start RAW DATA
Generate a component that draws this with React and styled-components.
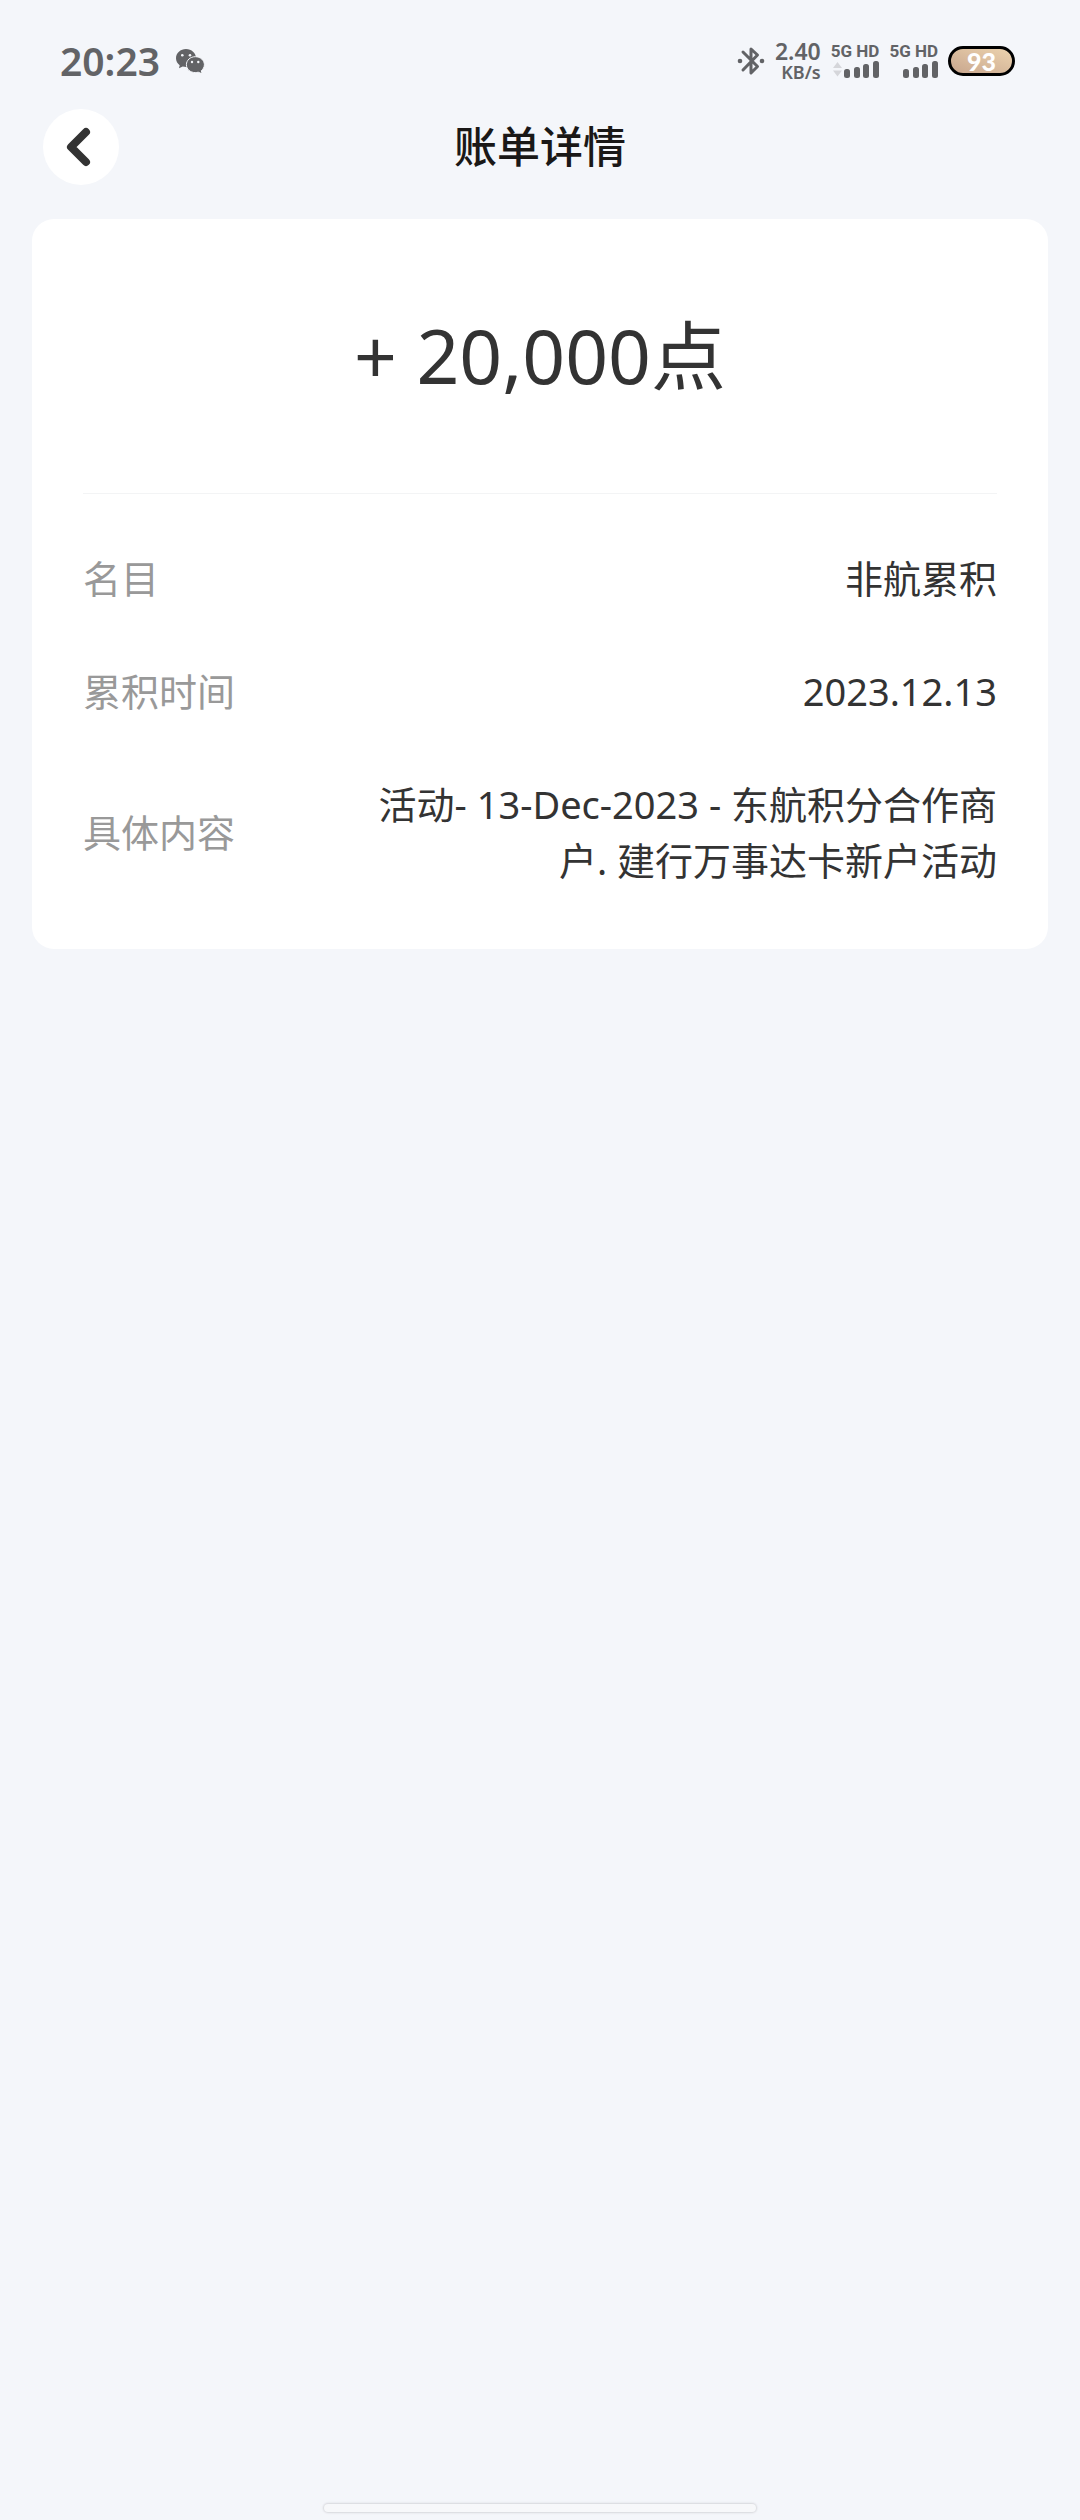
import React from "react";
import styled, { createGlobalStyle } from "styled-components";

const theme = {
  background: "#f4f6fa",
  card: "#ffffff",
  text: "#333333",
  title: "#1a1817",
  muted: "#999999",
  status: "#626366",
  line: "#f3f4f5",
};

const details = [
  { label: "名目", value: "非航累积" },
  { label: "累积时间", value: "2023.12.13" },
  {
    label: "具体内容",
    value: "活动- 13-Dec-2023 - 东航积分合作商户. 建行万事达卡新户活动",
  },
];

const WechatIcon = () => (
  <svg width="29" height="24" viewBox="0 0 29 24" aria-hidden="true">
    <g fill={theme.status}>
      <path d="M10 0C4.500 0 0 4 0 9.200c0 2.900 1.400 5.300 3.700 7L3 19.200l3.700-1.800c1 .3 2.200.5 3.300.5 5.500 0 10-3.900 10-8.900S15.500 0 10 0Z" />
      <path
        d="M19.300 7.700c-5 0-8.900 3.500-8.900 8s3.900 7.900 8.900 7.900c1 0 2-.2 2.900-.4l4 1.600-.9-3C27 20.300 28.400 18.100 28.400 15.700c0-4.500-4.100-8-9.100-8Z"
        stroke={theme.background}
        strokeWidth="1"
      />
    </g>
    <g fill={theme.background}>
      <circle cx="6.300" cy="6.200" r="1.300" />
      <circle cx="14" cy="6.200" r="1.300" />
      <circle cx="16" cy="13" r="1.200" />
      <circle cx="22.300" cy="13" r="1.200" />
    </g>
  </svg>
);

const BluetoothIcon = () => (
  <svg width="28" height="30" viewBox="0 0 28 30" aria-hidden="true">
    <path
      d="M6 6l14.500 14.500L14 27V3l6.500 6L6 24"
      fill="none"
      stroke={theme.status}
      strokeWidth="3"
      strokeLinejoin="round"
      strokeLinecap="round"
    />
    <circle cx="3" cy="15" r="2.300" fill={theme.status} />
    <circle cx="25" cy="15" r="2.300" fill={theme.status} />
  </svg>
);

const SignalIcon = ({ arrows }) => (
  <svg width="46" height="17" viewBox="0 0 46 17" aria-hidden="true">
    {arrows && (
      <path d="M0 7l4.500-6L9 7ZM0 9.500h9L4.500 15.500Z" fill="#d5d6da" />
    )}
    <g fill={theme.status}>
      <rect x="11" y="8" width="6" height="9" rx="2.500" />
      <rect x="21" y="6" width="6" height="11" rx="2.500" />
      <rect x="30" y="3" width="6" height="14" rx="2.500" />
      <rect x="40" y="0" width="6" height="17" rx="2.500" />
    </g>
  </svg>
);

const BackIcon = () => (
  <svg width="26" height="40" viewBox="0 0 26 40" aria-hidden="true">
    <path
      d="M21 5L6 20l15 15"
      fill="none"
      stroke={theme.text}
      strokeWidth="8"
      strokeLinecap="round"
      strokeLinejoin="round"
    />
  </svg>
);

const Signal = ({ arrows }) => (
  <SignalColumn>
    <SignalLabel>5G HD</SignalLabel>
    <SignalIcon arrows={arrows} />
  </SignalColumn>
);

const App = () => {
  return (
    <>
      <GlobalStyle />
      <Page>
        <StatusBar>
          <Clock>20:23</Clock>
          <WechatIcon />
          <StatusRight>
            <BluetoothIcon />
            <Speed>
              <SpeedValue>2.40</SpeedValue>
              <SpeedUnit>KB/s</SpeedUnit>
            </Speed>
            <Signal arrows />
            <Signal />
            <Battery>93</Battery>
          </StatusRight>
        </StatusBar>

        <Header>
          <BackButton type="button" aria-label="返回">
            <BackIcon />
          </BackButton>
          <Title>账单详情</Title>
        </Header>

        <Card>
          <Amount>+ 20,000点</Amount>
          <Details>
            {details.map(({ label, value }) => (
              <Row key={label}>
                <Label>{label}</Label>
                <Value>{value}</Value>
              </Row>
            ))}
          </Details>
        </Card>

        <HomeIndicator />
      </Page>
    </>
  );
};

const GlobalStyle = createGlobalStyle`
  * {
    box-sizing: border-box;
  }

  body {
    margin: 0;
    background: ${theme.background};
    color: ${theme.text};
    font-family: "Noto Sans", "Noto Sans CJK SC", sans-serif;
  }
`;

const Page = styled.div`
  min-height: 100vh;
  display: flex;
  flex-direction: column;
`;

const StatusBar = styled.div`
  height: 100px;
  padding: 22px 65px 0 60px;

  display: flex;
  align-items: center;
  gap: 16px;

  color: ${theme.status};
`;

const Clock = styled.span`
  font-size: 39px;
  font-weight: 600;
  line-height: 40px;
`;

const StatusRight = styled.div`
  margin-left: auto;

  display: flex;
  align-items: center;
  gap: 10px;
`;

const Speed = styled.div`
  display: flex;
  flex-direction: column;
  align-items: flex-end;
  gap: 2px;

  font-weight: 600;
`;

const SpeedValue = styled.span`
  font-size: 23px;
  line-height: 20px;
`;

const SpeedUnit = styled.span`
  font-size: 18px;
  line-height: 18px;
`;

const SignalColumn = styled.div`
  display: flex;
  flex-direction: column;
  align-items: flex-end;
  gap: 3px;
`;

const SignalLabel = styled.span`
  font-family: Roboto, sans-serif;
  font-size: 17px;
  font-weight: 700;
  line-height: 14px;
`;

const Battery = styled.span`
  width: 67px;
  height: 30px;
  border: 3px solid #000000;
  border-radius: 15px;
  background: linear-gradient(20deg, #c8a68e, #ecd3ae);

  display: flex;
  align-items: center;
  justify-content: center;

  color: #ffffff;
  font-family: Lato, sans-serif;
  font-size: 25px;
  font-weight: 900;
  line-height: 24px;
`;

const Header = styled.header`
  padding: 9px 43px 34px;

  display: grid;
  grid-template-columns: 76px 1fr 76px;
  align-items: center;
`;

const BackButton = styled.button`
  width: 76px;
  height: 76px;
  padding: 0 6px 0 0;
  border: 0;
  border-radius: 50%;
  background: ${theme.card};
  cursor: pointer;

  display: flex;
  align-items: center;
  justify-content: center;
`;

const Title = styled.h1`
  margin: 0;
  color: ${theme.title};
  text-align: center;
  font-size: 43px;
  font-weight: 500;
  line-height: 60px;
`;

const Card = styled.main`
  margin: 0 32px;
  padding: 0 51px 61px;
  border-radius: 22px;
  background: ${theme.card};
`;

const Amount = styled.p`
  margin: 0;
  padding: 80px 0 82px;
  border-bottom: 1px solid ${theme.line};
  text-align: center;
  font-size: 75px;
  line-height: 112px;
`;

const Details = styled.dl`
  margin: 0;
  padding-top: 56px;

  display: flex;
  flex-direction: column;
  gap: 57px;
`;

const Row = styled.div`
  display: flex;
  align-items: center;
  justify-content: space-between;
  gap: 32px;

  font-size: 38px;
  line-height: 56px;
`;

const Label = styled.dt`
  flex-shrink: 0;
  color: ${theme.muted};
`;

const Value = styled.dd`
  max-width: 70%;
  margin: 0;
  text-align: right;
`;

const HomeIndicator = styled.div`
  width: 40%;
  height: 8px;
  margin: auto auto 8px;
  border-radius: 4px;
  background: #f7f8fa;
  box-shadow: 0 0 2px 1px #d6d7db;
`;

export default App;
end RAW DATA
• _PROBLEM DESCRIPTION_: Copy out all the data without changing anything, and drop the pictures.

• _FINISHED TASK_:
Generate a component that draws this with React and styled-components.
import React from "react";
import styled, { createGlobalStyle } from "styled-components";

const theme = {
  background: "#f4f6fa",
  card: "#ffffff",
  text: "#333333",
  title: "#1a1817",
  muted: "#999999",
  status: "#626366",
  line: "#f3f4f5",
};

const details = [
  { label: "名目", value: "非航累积" },
  { label: "累积时间", value: "2023.12.13" },
  {
    label: "具体内容",
    value: "活动- 13-Dec-2023 - 东航积分合作商户. 建行万事达卡新户活动",
  },
];

const WechatIcon = () => (
  <svg width="29" height="24" viewBox="0 0 29 24" aria-hidden="true">
    <g fill={theme.status}>
      <path d="M10 0C4.500 0 0 4 0 9.200c0 2.900 1.400 5.300 3.700 7L3 19.200l3.700-1.800c1 .3 2.200.5 3.300.5 5.500 0 10-3.900 10-8.900S15.500 0 10 0Z" />
      <path
        d="M19.300 7.700c-5 0-8.900 3.500-8.900 8s3.900 7.900 8.900 7.900c1 0 2-.2 2.900-.4l4 1.600-.9-3C27 20.300 28.400 18.100 28.400 15.700c0-4.500-4.100-8-9.100-8Z"
        stroke={theme.background}
        strokeWidth="1"
      />
    </g>
    <g fill={theme.background}>
      <circle cx="6.300" cy="6.200" r="1.300" />
      <circle cx="14" cy="6.200" r="1.300" />
      <circle cx="16" cy="13" r="1.200" />
      <circle cx="22.300" cy="13" r="1.200" />
    </g>
  </svg>
);

const BluetoothIcon = () => (
  <svg width="28" height="30" viewBox="0 0 28 30" aria-hidden="true">
    <path
      d="M6 6l14.500 14.500L14 27V3l6.500 6L6 24"
      fill="none"
      stroke={theme.status}
      strokeWidth="3"
      strokeLinejoin="round"
      strokeLinecap="round"
    />
    <circle cx="3" cy="15" r="2.300" fill={theme.status} />
    <circle cx="25" cy="15" r="2.300" fill={theme.status} />
  </svg>
);

const SignalIcon = ({ arrows }) => (
  <svg width="46" height="17" viewBox="0 0 46 17" aria-hidden="true">
    {arrows && (
      <path d="M0 7l4.500-6L9 7ZM0 9.500h9L4.500 15.500Z" fill="#d5d6da" />
    )}
    <g fill={theme.status}>
      <rect x="11" y="8" width="6" height="9" rx="2.500" />
      <rect x="21" y="6" width="6" height="11" rx="2.500" />
      <rect x="30" y="3" width="6" height="14" rx="2.500" />
      <rect x="40" y="0" width="6" height="17" rx="2.500" />
    </g>
  </svg>
);

const BackIcon = () => (
  <svg width="26" height="40" viewBox="0 0 26 40" aria-hidden="true">
    <path
      d="M21 5L6 20l15 15"
      fill="none"
      stroke={theme.text}
      strokeWidth="8"
      strokeLinecap="round"
      strokeLinejoin="round"
    />
  </svg>
);

const Signal = ({ arrows }) => (
  <SignalColumn>
    <SignalLabel>5G HD</SignalLabel>
    <SignalIcon arrows={arrows} />
  </SignalColumn>
);

const App = () => {
  return (
    <>
      <GlobalStyle />
      <Page>
        <StatusBar>
          <Clock>20:23</Clock>
          <WechatIcon />
          <StatusRight>
            <BluetoothIcon />
            <Speed>
              <SpeedValue>2.40</SpeedValue>
              <SpeedUnit>KB/s</SpeedUnit>
            </Speed>
            <Signal arrows />
            <Signal />
            <Battery>93</Battery>
          </StatusRight>
        </StatusBar>

        <Header>
          <BackButton type="button" aria-label="返回">
            <BackIcon />
          </BackButton>
          <Title>账单详情</Title>
        </Header>

        <Card>
          <Amount>+ 20,000点</Amount>
          <Details>
            {details.map(({ label, value }) => (
              <Row key={label}>
                <Label>{label}</Label>
                <Value>{value}</Value>
              </Row>
            ))}
          </Details>
        </Card>

        <HomeIndicator />
      </Page>
    </>
  );
};

const GlobalStyle = createGlobalStyle`
  * {
    box-sizing: border-box;
  }

  body {
    margin: 0;
    background: ${theme.background};
    color: ${theme.text};
    font-family: "Noto Sans", "Noto Sans CJK SC", sans-serif;
  }
`;

const Page = styled.div`
  min-height: 100vh;
  display: flex;
  flex-direction: column;
`;

const StatusBar = styled.div`
  height: 100px;
  padding: 22px 65px 0 60px;

  display: flex;
  align-items: center;
  gap: 16px;

  color: ${theme.status};
`;

const Clock = styled.span`
  font-size: 39px;
  font-weight: 600;
  line-height: 40px;
`;

const StatusRight = styled.div`
  margin-left: auto;

  display: flex;
  align-items: center;
  gap: 10px;
`;

const Speed = styled.div`
  display: flex;
  flex-direction: column;
  align-items: flex-end;
  gap: 2px;

  font-weight: 600;
`;

const SpeedValue = styled.span`
  font-size: 23px;
  line-height: 20px;
`;

const SpeedUnit = styled.span`
  font-size: 18px;
  line-height: 18px;
`;

const SignalColumn = styled.div`
  display: flex;
  flex-direction: column;
  align-items: flex-end;
  gap: 3px;
`;

const SignalLabel = styled.span`
  font-family: Roboto, sans-serif;
  font-size: 17px;
  font-weight: 700;
  line-height: 14px;
`;

const Battery = styled.span`
  width: 67px;
  height: 30px;
  border: 3px solid #000000;
  border-radius: 15px;
  background: linear-gradient(20deg, #c8a68e, #ecd3ae);

  display: flex;
  align-items: center;
  justify-content: center;

  color: #ffffff;
  font-family: Lato, sans-serif;
  font-size: 25px;
  font-weight: 900;
  line-height: 24px;
`;

const Header = styled.header`
  padding: 9px 43px 34px;

  display: grid;
  grid-template-columns: 76px 1fr 76px;
  align-items: center;
`;

const BackButton = styled.button`
  width: 76px;
  height: 76px;
  padding: 0 6px 0 0;
  border: 0;
  border-radius: 50%;
  background: ${theme.card};
  cursor: pointer;

  display: flex;
  align-items: center;
  justify-content: center;
`;

const Title = styled.h1`
  margin: 0;
  color: ${theme.title};
  text-align: center;
  font-size: 43px;
  font-weight: 500;
  line-height: 60px;
`;

const Card = styled.main`
  margin: 0 32px;
  padding: 0 51px 61px;
  border-radius: 22px;
  background: ${theme.card};
`;

const Amount = styled.p`
  margin: 0;
  padding: 80px 0 82px;
  border-bottom: 1px solid ${theme.line};
  text-align: center;
  font-size: 75px;
  line-height: 112px;
`;

const Details = styled.dl`
  margin: 0;
  padding-top: 56px;

  display: flex;
  flex-direction: column;
  gap: 57px;
`;

const Row = styled.div`
  display: flex;
  align-items: center;
  justify-content: space-between;
  gap: 32px;

  font-size: 38px;
  line-height: 56px;
`;

const Label = styled.dt`
  flex-shrink: 0;
  color: ${theme.muted};
`;

const Value = styled.dd`
  max-width: 70%;
  margin: 0;
  text-align: right;
`;

const HomeIndicator = styled.div`
  width: 40%;
  height: 8px;
  margin: auto auto 8px;
  border-radius: 4px;
  background: #f7f8fa;
  box-shadow: 0 0 2px 1px #d6d7db;
`;

export default App;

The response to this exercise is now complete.